Containerization: Dockerize everything, also on your own premises

In the world of software development and especially DevOps minded organizations, Docker and its software is well-known and widely used by tech companies. But even for non-tech companies, using containerization can be very useful.

In this blog

In the world of software development and especially DevOps minded organizations, Docker and its software is well-known and widely used by tech companies. But even for non-tech companies, using containerization in your architecture can be useful. While there are many containerization tools, Docker is the most popular one and in general also used as a synonym for containerization. There is also Kubernetes, which is also a popular name in this ecosystem, but it’s not the same as Docker. Both can and are used togetherbut there are major differences in what they try to achieve with their different products.

Containerization, in general, is the natural next step in the software development industry. If you want to know what the difference is between containerization and virtualization, you can read this this article .

How is this useful for your organization?

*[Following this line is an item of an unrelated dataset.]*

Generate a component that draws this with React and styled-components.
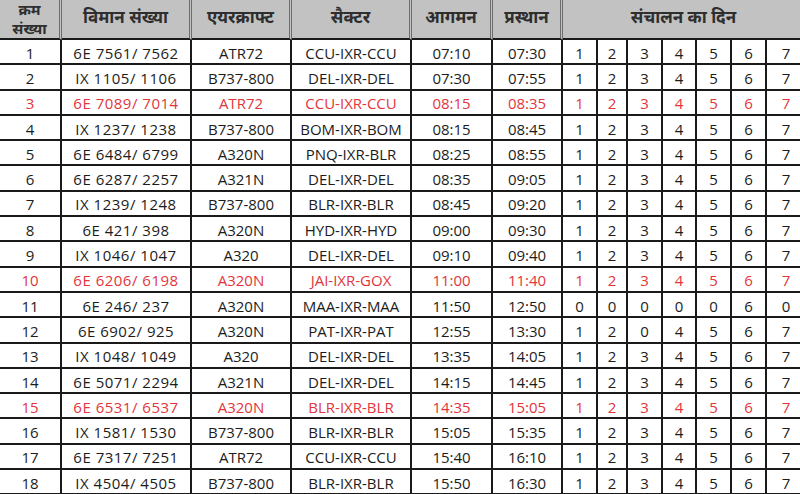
import React from "react";
import styled, { createGlobalStyle } from "styled-components";

const GlobalStyle = createGlobalStyle`
  html, body {
    margin: 0;
    padding: 0;
    background: #ffffff;
    overflow: hidden;
  }
`;

const COLS = "62px 130px 100px 120px 81px 70px 35px 30px 35px 34px 35px 35px 40px";

const Sheet = styled.div`
  display: grid;
  grid-template-columns: ${COLS};
  grid-template-rows: 40px;
  grid-auto-rows: 25.3px;
  width: 812px;
  font-family: "Open Sans", "Noto Sans", "Liberation Sans", sans-serif;
  font-size: 15px;
  color: #1c1c1c;
`;

const HeadCell = styled.div`
  grid-column: ${(p) => (p.$span ? `span ${p.$span}` : "auto")};
  box-sizing: border-box;
  display: flex;
  flex-direction: column;
  align-items: center;
  justify-content: ${(p) => (p.$stack ? "flex-end" : "center")};
  background: #c2c2c2;
  border-right: 3px double #6e6e6e;
  border-bottom: 2px solid #1a1a1a;
  font-weight: 700;
  font-size: ${(p) => (p.$stack ? "15px" : "17px")};
  line-height: ${(p) => (p.$stack ? "19px" : "20px")};
  color: #2e2e2e;
  padding-bottom: ${(p) => (p.$stack ? "0" : "4px")};
  white-space: nowrap;
  overflow: hidden;
`;

const Cell = styled.div`
  box-sizing: border-box;
  display: flex;
  align-items: center;
  justify-content: center;
  padding-top: 2px;
  border-right: 2px solid #1a1a1a;
  border-bottom: 2px solid #1a1a1a;
  color: ${(p) => (p.$red ? "#e2353c" : "#1c1c1c")};
  letter-spacing: ${(p) => (p.$wide ? "0.5px" : "0")};
  white-space: pre;
  overflow: hidden;
`;

const ALL = ["1", "2", "3", "4", "5", "6", "7"];

const flights = [
  ["1", "6E 7561/ 7562", "ATR72", "CCU-IXR-CCU", "07:10", "07:30"],
  ["2", "IX 1105/ 1106", "B737-800", "DEL-IXR-DEL", "07:30", "07:55"],
  ["3", "6E 7089/ 7014", "ATR72", "CCU-IXR-CCU", "08:15", "08:35", true],
  ["4", "IX 1237/ 1238", "B737-800", "BOM-IXR-BOM", "08:15", "08:45"],
  ["5", "6E 6484/ 6799", "A320N", "PNQ-IXR-BLR", "08:25", "08:55"],
  ["6", "6E 6287/ 2257", "A321N", "DEL-IXR-DEL", "08:35", "09:05"],
  ["7", "IX 1239/ 1248", "B737-800", "BLR-IXR-BLR", "08:45", "09:20"],
  ["8", "6E 421/ 398", "A320N", "HYD-IXR-HYD", "09:00", "09:30"],
  ["9", "IX 1046/ 1047", "A320", "DEL-IXR-DEL", "09:10", "09:40"],
  ["10", "6E 6206/ 6198", "A320N", "JAI-IXR-GOX", "11:00", "11:40", true],
  ["11", "6E 246/ 237", "A320N", "MAA-IXR-MAA", "11:50", "12:50", false, ["0", "0", "0", "0", "0", "6", "0"]],
  ["12", "6E 6902/ 925", "A320N", "PAT-IXR-PAT", "12:55", "13:30", false, ["1", "2", "0", "4", "5", "6", "7"]],
  ["13", "IX 1048/ 1049", "A320", "DEL-IXR-DEL", "13:35", "14:05"],
  ["14", "6E 5071/ 2294", "A321N", "DEL-IXR-DEL", "14:15", "14:45"],
  ["15", "6E 6531/ 6537", "A320N", "BLR-IXR-BLR", "14:35", "15:05", true],
  ["16", "IX 1581/ 1530", "B737-800", "BLR-IXR-BLR", "15:05", "15:35"],
  ["17", "6E 7317/ 7251", "ATR72", "CCU-IXR-CCU", "15:40", "16:10"],
  ["18", "IX 4504/ 4505", "B737-800", "BLR-IXR-BLR", "15:50", "16:30"],
];

export default function App() {
  return (
    <>
      <GlobalStyle />
      <Sheet>
        <HeadCell $stack>
          <span>क्रम</span>
          <span>संख्या</span>
        </HeadCell>
        <HeadCell>विमान संख्या</HeadCell>
        <HeadCell>एयरक्राफ्ट</HeadCell>
        <HeadCell>सैक्टर</HeadCell>
        <HeadCell>आगमन</HeadCell>
        <HeadCell>प्रस्थान</HeadCell>
        <HeadCell $span={7}>संचालन का दिन</HeadCell>

        {flights.map(([no, flight, craft, sector, arr, dep, red, days]) => (
          <React.Fragment key={no}>
            <Cell $red={red}>{no}</Cell>
            <Cell $red={red} $wide>{flight}</Cell>
            <Cell $red={red}>{craft}</Cell>
            <Cell $red={red}>{sector}</Cell>
            <Cell $red={red}>{arr}</Cell>
            <Cell $red={red}>{dep}</Cell>
            {(days || ALL).map((d, i) => (
              <Cell key={i} $red={red}>{d}</Cell>
            ))}
          </React.Fragment>
        ))}
      </Sheet>
    </>
  );
}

In many organizations there is a mix of commercial off-the-shelf software and custom made applications. While there are also benefits for the first category, there are more in the second. Often, when you or a subcontractor build applications for your landscape, the same software components are needed over and over again. You need a frontend, backend, database, some networking, storage and access to local resources. Probably running on multiple environments with different versions. And this is where many repetitive tasks are waiting for you:

  1. Getting servers or VMs
  2. Installing OS
  3. Installing software packages
  4. Connecting to other components in your network
  5. Configuration of everything
  6. Testing if everything works

In this scenario switching your architecture to a container based one can be beneficial. Configuring container images with pre-defined OS, software, dependencies and the right configuration one-time is way faster than manually setting up applications on your machines. Of course configuration of container images also takes time, but this is more efficient because it’s designed for this purpose: copy-pasting configurations is possible and making changes is also possible. There is a whole ecosystem, making the lives of developers easier in a DevOps world.

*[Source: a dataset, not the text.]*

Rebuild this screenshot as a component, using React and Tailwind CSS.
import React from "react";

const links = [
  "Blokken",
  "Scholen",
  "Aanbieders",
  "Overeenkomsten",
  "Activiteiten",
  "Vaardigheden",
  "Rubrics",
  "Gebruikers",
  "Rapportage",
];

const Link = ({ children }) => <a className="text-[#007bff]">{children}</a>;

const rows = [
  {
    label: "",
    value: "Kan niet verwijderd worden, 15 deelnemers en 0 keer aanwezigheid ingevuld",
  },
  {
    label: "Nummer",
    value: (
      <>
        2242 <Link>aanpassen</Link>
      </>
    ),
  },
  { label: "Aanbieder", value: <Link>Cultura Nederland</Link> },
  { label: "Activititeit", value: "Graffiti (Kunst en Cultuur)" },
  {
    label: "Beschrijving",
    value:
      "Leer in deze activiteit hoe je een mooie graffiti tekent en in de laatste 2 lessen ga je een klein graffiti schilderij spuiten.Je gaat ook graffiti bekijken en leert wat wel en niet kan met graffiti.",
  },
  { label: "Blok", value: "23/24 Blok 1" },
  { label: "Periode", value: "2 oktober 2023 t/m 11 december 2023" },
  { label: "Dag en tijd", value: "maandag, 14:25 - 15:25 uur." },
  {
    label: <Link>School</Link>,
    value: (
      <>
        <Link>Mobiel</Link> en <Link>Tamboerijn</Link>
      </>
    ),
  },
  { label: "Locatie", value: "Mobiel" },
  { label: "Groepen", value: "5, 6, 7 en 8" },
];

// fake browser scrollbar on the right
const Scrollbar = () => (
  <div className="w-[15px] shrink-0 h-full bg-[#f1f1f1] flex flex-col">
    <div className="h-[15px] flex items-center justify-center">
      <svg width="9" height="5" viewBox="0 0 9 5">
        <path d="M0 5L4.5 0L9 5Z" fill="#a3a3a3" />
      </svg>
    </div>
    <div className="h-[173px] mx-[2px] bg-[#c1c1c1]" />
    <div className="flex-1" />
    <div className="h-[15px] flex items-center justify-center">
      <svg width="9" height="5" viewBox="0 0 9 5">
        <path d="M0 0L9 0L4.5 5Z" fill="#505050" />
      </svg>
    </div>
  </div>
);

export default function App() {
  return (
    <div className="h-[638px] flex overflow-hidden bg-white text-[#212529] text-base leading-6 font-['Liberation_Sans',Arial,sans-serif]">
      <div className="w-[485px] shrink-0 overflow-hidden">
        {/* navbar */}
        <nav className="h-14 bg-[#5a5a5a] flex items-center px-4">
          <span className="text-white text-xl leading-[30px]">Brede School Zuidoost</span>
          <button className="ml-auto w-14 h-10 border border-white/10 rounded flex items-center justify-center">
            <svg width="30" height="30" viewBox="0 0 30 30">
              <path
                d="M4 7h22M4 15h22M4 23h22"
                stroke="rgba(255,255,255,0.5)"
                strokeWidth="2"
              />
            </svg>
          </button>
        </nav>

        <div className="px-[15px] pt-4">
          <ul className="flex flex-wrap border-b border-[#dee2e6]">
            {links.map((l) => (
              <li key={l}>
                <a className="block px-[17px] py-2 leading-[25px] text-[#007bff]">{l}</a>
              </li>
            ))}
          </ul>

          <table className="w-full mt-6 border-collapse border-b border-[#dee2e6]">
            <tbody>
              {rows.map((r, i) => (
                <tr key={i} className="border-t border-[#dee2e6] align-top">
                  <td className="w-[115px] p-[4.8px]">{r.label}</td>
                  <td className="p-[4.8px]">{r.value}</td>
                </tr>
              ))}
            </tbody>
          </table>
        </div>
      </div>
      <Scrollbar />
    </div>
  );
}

More benefits of containerization:

  1. Standardize your build and software distribution process
  2. Deployable on public cloud as well on own infrastructure
  3. Makes your software-architecture more portable
  4. Many software vendors deliver their software also as pre-build images
  5. Perfectly fits in automated CI/CD-pipelines

When to containerize everything?

We have explained the benefits, now let's go through the scenarios where this is possible.

  1. Web applications or software running on the background on especially Linux based machines. While there is support for Windows and Mac based systems, typically for the Linux ecosystems there is much more support and the performance is proven.
  2. Many applications running together, typically a microservices landscape with a lot of dependencies. Maintaining these dependencies in a landscape full of applications can be complex. Docker provides a set of developer tools, especially in the building phase, making it more easy to build container images including everything needed to run an application – the application code, binaries, scripts, dependencies, configuration and environment variables.
  3. Especially custom web applications running on different environments, like on local, test, staging and acceptance. Distributing images was never so easy, because there is a clear distinction in pre-built software and necessary configuration. Knowledge sharing between developers is easier and you don’t have to know everything on a machine, because it’s documented in a descriptive way. This accelerates the onboarding of new team members and their adoption of your landscape, even for developers with no experience in operations.

When not?

Of course you can’t containerize literally everything, there are always exceptions and cases where you don’t want to do this:

  1. Desktop applications with a rich GUI require more performance resources.
  2. Niche and specialistic software, some software is just difficult to containerize.
  3. Simple applications with less or no dependencies, often maintained by 1 person. In this case it will be overkill and not worth the overhead.

What about eMagiz?

In our company containerization was adopted a while ago and our new, next generation runtime is released on a container based architecture in our own Cloud. Last quarter, we have already completed this for our own API Gateway. Our next step is to release other modules of the platform on this new architecture as well. This is our main goal for this year. Part of this development is also to support on-premises and local container deployments for eMagiz components running outside our own cloud. The outcome should be pre-built container images with eMagiz software (gateways, connectors etc.) with your context configuration, available for download in our portal and ready to be installed by you at your own premises.